-------- Provided data

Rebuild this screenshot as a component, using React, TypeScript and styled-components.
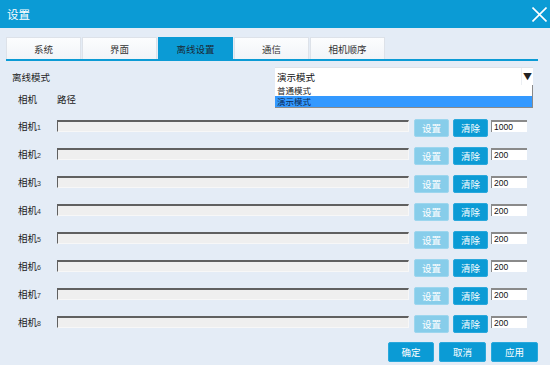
import React from "react";
import styled, { createGlobalStyle } from "styled-components";

const Global = createGlobalStyle`
  html, body { margin: 0; padding: 0; background: #e4ecf6; }
  body { font-family: "Noto Sans CJK SC", "Noto Sans", sans-serif; }
  * { box-sizing: border-box; }
`;

const Window = styled.div`
  width: 550px;
  height: 365px;
  background: #e4ecf6;
  display: flex;
  flex-direction: column;
  overflow: hidden;
`;

const TitleBar = styled.div`
  height: 28px;
  flex: 0 0 28px;
  background: #0b9bd5;
  display: flex;
  align-items: center;
  justify-content: space-between;
  padding: 0 3px 0 7px;
`;

const Title = styled.span`
  color: #fff;
  font-size: 11.5px;
  line-height: 14px;
`;

const CloseButton = styled.button`
  width: 15px;
  height: 15px;
  padding: 0;
  border: 0;
  background: transparent;
  display: flex;
  margin-top: 1px;
`;

const Body = styled.div`
  padding: 9px 12px 0 6px;
  display: flex;
  flex-direction: column;
`;

const TabBar = styled.div`
  display: flex;
  gap: 1px;
  border-bottom: 2px solid #0b9bd5;
  height: 24px;
`;

const Tab = styled.div<{ $active?: boolean }>`
  width: 75px;
  height: 22px;
  display: flex;
  align-items: center;
  justify-content: center;
  font-size: 9.5px;
  color: ${(p) => (p.$active ? "#1a2a36" : "#333")};
  background: ${(p) =>
    p.$active ? "#0b9bd5" : "linear-gradient(#fcfdfe, #f1f4f8)"};
  border: 1px solid ${(p) => (p.$active ? "#0b9bd5" : "#dde2e9")};
  border-bottom: 0;
`;

const ModeRow = styled.div`
  margin-top: 6px;
  height: 18px;
  display: flex;
  align-items: center;
`;

const ModeLabel = styled.span`
  flex: 0 0 269px;
  padding-left: 6px;
  font-size: 9.5px;
  color: #222;
  margin-top: 2px;
`;

const Select = styled.div`
  position: relative;
  width: 258px;
  height: 18px;
  background: #fff;
  border-top: 1px solid #dfe3e8;
  display: flex;
  align-items: center;
`;

const SelectValue = styled.span`
  flex: 1;
  padding-left: 2px;
  font-size: 9.5px;
  color: #111;
`;

const Arrow = styled.span`
  width: 12px;
  height: 17px;
  border-left: 1px solid #eceff3;
  display: flex;
  align-items: center;
  justify-content: center;
  font-size: 9px;
  color: #222;
`;

const DropList = styled.div`
  position: absolute;
  top: 17px;
  left: 0;
  width: 258px;
  background: #fff;
  border-right: 1px solid #8a8a8a;
  border-bottom: 1px solid #8a8a8a;
  display: flex;
  flex-direction: column;
  z-index: 2;
`;

const DropItem = styled.div<{ $selected?: boolean }>`
  height: 11px;
  line-height: 11px;
  font-size: 8.5px;
  padding-left: 2px;
  color: ${(p) => (p.$selected ? "#0d2a55" : "#222")};
  background: ${(p) => (p.$selected ? "#3399ff" : "transparent")};
  white-space: nowrap;
`;

const HeaderRow = styled.div`
  margin-top: 8px;
  height: 12px;
  display: flex;
  align-items: center;
  padding-left: 12px;
  font-size: 9.5px;
  color: #222;
`;

const HeaderCell = styled.span<{ $w?: number }>`
  width: ${(p) => (p.$w ? `${p.$w}px` : "auto")};
`;

const Rows = styled.div`
  margin-top: 13px;
  display: flex;
  flex-direction: column;
`;

const Row = styled.div`
  height: 28px;
  display: flex;
  align-items: flex-start;
  padding-left: 12px;
`;

const CamLabel = styled.span`
  width: 39px;
  font-size: 9.5px;
  line-height: 14px;
  color: #222;
  margin-top: 1px;
`;

const Digit = styled.span`
  font-size: 7px;
  font-family: "Liberation Sans", sans-serif;
  color: #333;
`;

const PathInput = styled.div`
  width: 352px;
  height: 12px;
  margin-top: 2px;
  background: #efefef;
  border-top: 2px solid #606060;
  border-left: 1px solid #606060;
  border-right: 1px solid #f7f7f7;
  border-bottom: 1px solid #f7f7f7;
`;

const SmallButton = styled.button<{ $light?: boolean; $ml: number }>`
  width: 35px;
  height: 18px;
  margin-top: 1px;
  margin-left: ${(p) => p.$ml}px;
  padding: 0;
  border: 1px solid ${(p) => (p.$light ? "#9dd6ee" : "#2aa8dc")};
  border-radius: 2px;
  background: ${(p) => (p.$light ? "#87cdea" : "#0b9bd5")};
  color: #fff;
  font-family: "Noto Sans CJK SC", sans-serif;
  font-size: 9.5px;
  line-height: 16px;
`;

const NumInput = styled.input`
  width: 36px;
  height: 12px;
  margin-top: 2px;
  margin-left: 3px;
  padding: 0 2px;
  background: #fff;
  border: 0;
  border-top: 2px solid #8a8a8a;
  border-left: 1px solid #8a8a8a;
  font-family: "Liberation Sans", sans-serif;
  font-size: 8.5px;
  color: #111;
  outline: none;
`;

const Footer = styled.div`
  display: flex;
  justify-content: flex-end;
  gap: 5px;
`;

const FooterButton = styled.button<{ $w: number }>`
  width: ${(p) => p.$w}px;
  height: 20px;
  padding: 0;
  border: 1px solid #2aa8dc;
  border-radius: 2px;
  background: #0b9bd5;
  color: #fff;
  font-family: "Noto Sans CJK SC", sans-serif;
  font-size: 9.5px;
`;

const tabs = ["系统", "界面", "离线设置", "通信", "相机顺序"];
const cams = [
  { n: 1, v: "1000" },
  { n: 2, v: "200" },
  { n: 3, v: "200" },
  { n: 4, v: "200" },
  { n: 5, v: "200" },
  { n: 6, v: "200" },
  { n: 7, v: "200" },
  { n: 8, v: "200" },
];

export default function App() {
  return (
    <>
      <Global />
      <Window>
        <TitleBar>
          <Title>设置</Title>
          <CloseButton aria-label="close">
            <svg width="15" height="15" viewBox="0 0 15 15">
              <path d="M0.5 0.5 L14.5 14.5 M14.5 0.5 L0.5 14.5" stroke="#fff" strokeWidth="1.6" fill="none" />
            </svg>
          </CloseButton>
        </TitleBar>
        <Body>
          <TabBar>
            {tabs.map((t, i) => (
              <Tab key={t} $active={i === 2}>
                {t}
              </Tab>
            ))}
          </TabBar>
          <ModeRow>
            <ModeLabel>离线模式</ModeLabel>
            <Select>
              <SelectValue>演示模式</SelectValue>
              <Arrow>▼</Arrow>
              <DropList>
                <DropItem>普通模式</DropItem>
                <DropItem $selected>演示模式</DropItem>
              </DropList>
            </Select>
          </ModeRow>
          <HeaderRow>
            <HeaderCell $w={39}>相机</HeaderCell>
            <HeaderCell>路径</HeaderCell>
          </HeaderRow>
          <Rows>
            {cams.map((c) => (
              <Row key={c.n}>
                <CamLabel>
                  相机<Digit>{c.n}</Digit>
                </CamLabel>
                <PathInput />
                <SmallButton $light $ml={5}>设置</SmallButton>
                <SmallButton $ml={4}>清除</SmallButton>
                <NumInput readOnly value={c.v} />
              </Row>
            ))}
          </Rows>
          <Footer>
            <FooterButton $w={46}>确定</FooterButton>
            <FooterButton $w={47}>取消</FooterButton>
            <FooterButton $w={47}>应用</FooterButton>
          </Footer>
        </Body>
      </Window>
    </>
  );
}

----------------

Looking at the listing above, count the lines that contain "components" and give nothing but the number.

2